• What needs to be done: All the data should be repeated exactly. Any image in it is left out.

• Raw data:
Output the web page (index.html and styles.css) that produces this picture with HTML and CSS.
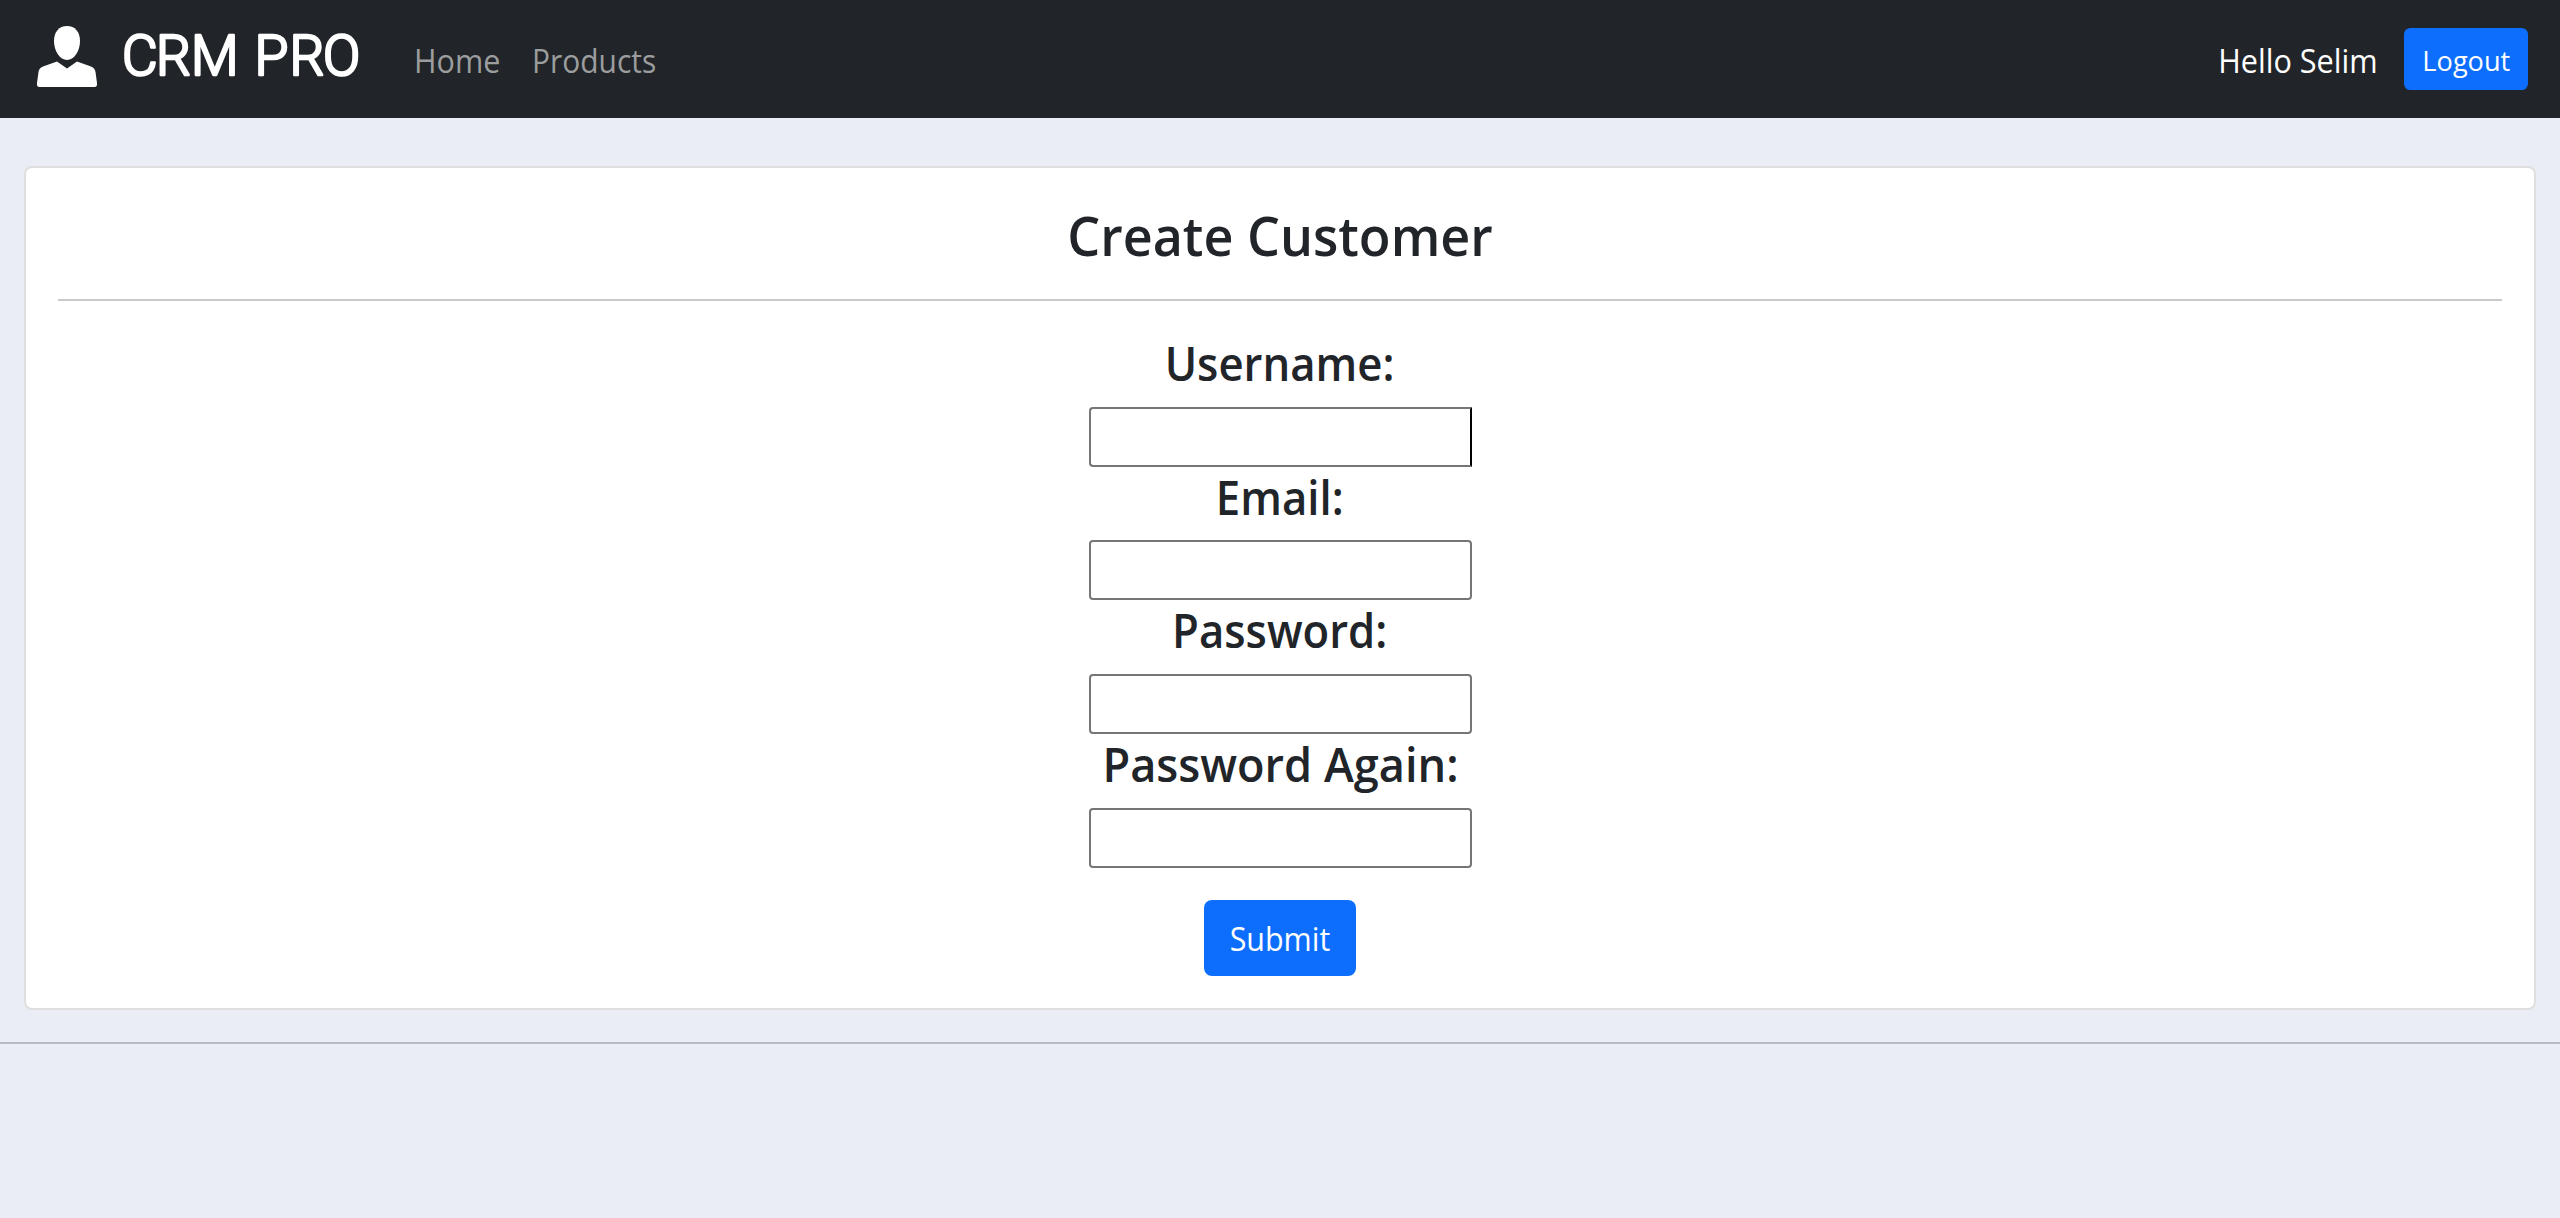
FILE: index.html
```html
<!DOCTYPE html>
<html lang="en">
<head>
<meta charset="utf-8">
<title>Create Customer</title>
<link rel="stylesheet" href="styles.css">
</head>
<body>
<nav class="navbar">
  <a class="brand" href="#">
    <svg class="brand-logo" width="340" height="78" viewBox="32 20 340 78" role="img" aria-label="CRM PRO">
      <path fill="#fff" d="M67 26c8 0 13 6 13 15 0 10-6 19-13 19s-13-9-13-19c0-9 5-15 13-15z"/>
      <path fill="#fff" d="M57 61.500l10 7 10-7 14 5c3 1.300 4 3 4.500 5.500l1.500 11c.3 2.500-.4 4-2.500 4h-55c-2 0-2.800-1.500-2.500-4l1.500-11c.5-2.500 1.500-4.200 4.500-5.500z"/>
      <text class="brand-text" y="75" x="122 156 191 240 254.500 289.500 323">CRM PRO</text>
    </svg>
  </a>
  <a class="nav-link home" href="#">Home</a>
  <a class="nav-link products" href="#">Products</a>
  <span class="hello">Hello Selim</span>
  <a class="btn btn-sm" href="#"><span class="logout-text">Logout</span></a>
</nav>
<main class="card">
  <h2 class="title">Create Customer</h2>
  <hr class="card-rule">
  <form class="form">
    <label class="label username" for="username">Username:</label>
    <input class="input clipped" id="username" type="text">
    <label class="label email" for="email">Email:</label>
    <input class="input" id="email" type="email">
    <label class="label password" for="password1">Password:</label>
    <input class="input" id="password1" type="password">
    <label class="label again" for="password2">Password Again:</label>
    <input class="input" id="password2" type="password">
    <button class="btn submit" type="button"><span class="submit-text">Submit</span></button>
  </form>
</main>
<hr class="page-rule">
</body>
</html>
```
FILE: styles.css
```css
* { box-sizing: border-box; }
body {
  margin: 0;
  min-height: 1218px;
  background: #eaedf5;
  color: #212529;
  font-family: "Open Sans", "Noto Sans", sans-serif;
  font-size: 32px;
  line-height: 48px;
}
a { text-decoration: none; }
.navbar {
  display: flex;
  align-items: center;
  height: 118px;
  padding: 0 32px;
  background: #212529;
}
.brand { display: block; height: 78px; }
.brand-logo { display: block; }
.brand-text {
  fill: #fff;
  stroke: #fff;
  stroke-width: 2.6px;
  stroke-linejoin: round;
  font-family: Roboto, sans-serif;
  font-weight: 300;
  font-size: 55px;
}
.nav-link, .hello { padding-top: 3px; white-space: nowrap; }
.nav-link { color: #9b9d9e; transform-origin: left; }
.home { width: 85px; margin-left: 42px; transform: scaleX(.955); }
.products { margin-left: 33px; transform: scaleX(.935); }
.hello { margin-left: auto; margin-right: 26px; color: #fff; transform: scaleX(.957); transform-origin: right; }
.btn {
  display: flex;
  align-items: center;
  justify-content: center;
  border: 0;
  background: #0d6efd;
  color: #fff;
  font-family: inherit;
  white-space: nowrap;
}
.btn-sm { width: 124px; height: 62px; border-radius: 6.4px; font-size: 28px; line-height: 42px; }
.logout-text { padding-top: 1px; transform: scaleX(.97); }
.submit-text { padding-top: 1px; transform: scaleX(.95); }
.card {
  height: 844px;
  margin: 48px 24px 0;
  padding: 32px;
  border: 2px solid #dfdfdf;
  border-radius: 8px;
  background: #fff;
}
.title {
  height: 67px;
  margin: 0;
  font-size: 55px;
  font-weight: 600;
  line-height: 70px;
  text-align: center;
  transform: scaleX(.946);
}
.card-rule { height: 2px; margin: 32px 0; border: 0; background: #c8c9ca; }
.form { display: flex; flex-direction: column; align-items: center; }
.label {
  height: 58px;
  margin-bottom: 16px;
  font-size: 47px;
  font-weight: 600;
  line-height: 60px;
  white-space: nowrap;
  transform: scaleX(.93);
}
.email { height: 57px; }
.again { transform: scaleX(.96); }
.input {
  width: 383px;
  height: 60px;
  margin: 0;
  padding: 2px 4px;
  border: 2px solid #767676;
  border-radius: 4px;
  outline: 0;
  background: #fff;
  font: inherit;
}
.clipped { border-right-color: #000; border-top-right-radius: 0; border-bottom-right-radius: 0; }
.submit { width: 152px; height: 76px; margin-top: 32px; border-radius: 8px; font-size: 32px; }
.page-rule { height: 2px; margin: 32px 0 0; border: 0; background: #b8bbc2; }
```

• Answer for the task:
Output the web page (index.html and styles.css) that produces this picture with HTML and CSS.
FILE: index.html
```html
<!DOCTYPE html>
<html lang="en">
<head>
<meta charset="utf-8">
<title>Create Customer</title>
<link rel="stylesheet" href="styles.css">
</head>
<body>
<nav class="navbar">
  <a class="brand" href="#">
    <svg class="brand-logo" width="340" height="78" viewBox="32 20 340 78" role="img" aria-label="CRM PRO">
      <path fill="#fff" d="M67 26c8 0 13 6 13 15 0 10-6 19-13 19s-13-9-13-19c0-9 5-15 13-15z"/>
      <path fill="#fff" d="M57 61.500l10 7 10-7 14 5c3 1.300 4 3 4.500 5.500l1.500 11c.3 2.500-.4 4-2.500 4h-55c-2 0-2.800-1.500-2.500-4l1.500-11c.5-2.500 1.500-4.200 4.500-5.500z"/>
      <text class="brand-text" y="75" x="122 156 191 240 254.500 289.500 323">CRM PRO</text>
    </svg>
  </a>
  <a class="nav-link home" href="#">Home</a>
  <a class="nav-link products" href="#">Products</a>
  <span class="hello">Hello Selim</span>
  <a class="btn btn-sm" href="#"><span class="logout-text">Logout</span></a>
</nav>
<main class="card">
  <h2 class="title">Create Customer</h2>
  <hr class="card-rule">
  <form class="form">
    <label class="label username" for="username">Username:</label>
    <input class="input clipped" id="username" type="text">
    <label class="label email" for="email">Email:</label>
    <input class="input" id="email" type="email">
    <label class="label password" for="password1">Password:</label>
    <input class="input" id="password1" type="password">
    <label class="label again" for="password2">Password Again:</label>
    <input class="input" id="password2" type="password">
    <button class="btn submit" type="button"><span class="submit-text">Submit</span></button>
  </form>
</main>
<hr class="page-rule">
</body>
</html>
```
FILE: styles.css
```css
* { box-sizing: border-box; }
body {
  margin: 0;
  min-height: 1218px;
  background: #eaedf5;
  color: #212529;
  font-family: "Open Sans", "Noto Sans", sans-serif;
  font-size: 32px;
  line-height: 48px;
}
a { text-decoration: none; }
.navbar {
  display: flex;
  align-items: center;
  height: 118px;
  padding: 0 32px;
  background: #212529;
}
.brand { display: block; height: 78px; }
.brand-logo { display: block; }
.brand-text {
  fill: #fff;
  stroke: #fff;
  stroke-width: 2.6px;
  stroke-linejoin: round;
  font-family: Roboto, sans-serif;
  font-weight: 300;
  font-size: 55px;
}
.nav-link, .hello { padding-top: 3px; white-space: nowrap; }
.nav-link { color: #9b9d9e; transform-origin: left; }
.home { width: 85px; margin-left: 42px; transform: scaleX(.955); }
.products { margin-left: 33px; transform: scaleX(.935); }
.hello { margin-left: auto; margin-right: 26px; color: #fff; transform: scaleX(.957); transform-origin: right; }
.btn {
  display: flex;
  align-items: center;
  justify-content: center;
  border: 0;
  background: #0d6efd;
  color: #fff;
  font-family: inherit;
  white-space: nowrap;
}
.btn-sm { width: 124px; height: 62px; border-radius: 6.4px; font-size: 28px; line-height: 42px; }
.logout-text { padding-top: 1px; transform: scaleX(.97); }
.submit-text { padding-top: 1px; transform: scaleX(.95); }
.card {
  height: 844px;
  margin: 48px 24px 0;
  padding: 32px;
  border: 2px solid #dfdfdf;
  border-radius: 8px;
  background: #fff;
}
.title {
  height: 67px;
  margin: 0;
  font-size: 55px;
  font-weight: 600;
  line-height: 70px;
  text-align: center;
  transform: scaleX(.946);
}
.card-rule { height: 2px; margin: 32px 0; border: 0; background: #c8c9ca; }
.form { display: flex; flex-direction: column; align-items: center; }
.label {
  height: 58px;
  margin-bottom: 16px;
  font-size: 47px;
  font-weight: 600;
  line-height: 60px;
  white-space: nowrap;
  transform: scaleX(.93);
}
.email { height: 57px; }
.again { transform: scaleX(.96); }
.input {
  width: 383px;
  height: 60px;
  margin: 0;
  padding: 2px 4px;
  border: 2px solid #767676;
  border-radius: 4px;
  outline: 0;
  background: #fff;
  font: inherit;
}
.clipped { border-right-color: #000; border-top-right-radius: 0; border-bottom-right-radius: 0; }
.submit { width: 152px; height: 76px; margin-top: 32px; border-radius: 8px; font-size: 32px; }
.page-rule { height: 2px; margin: 32px 0 0; border: 0; background: #b8bbc2; }
```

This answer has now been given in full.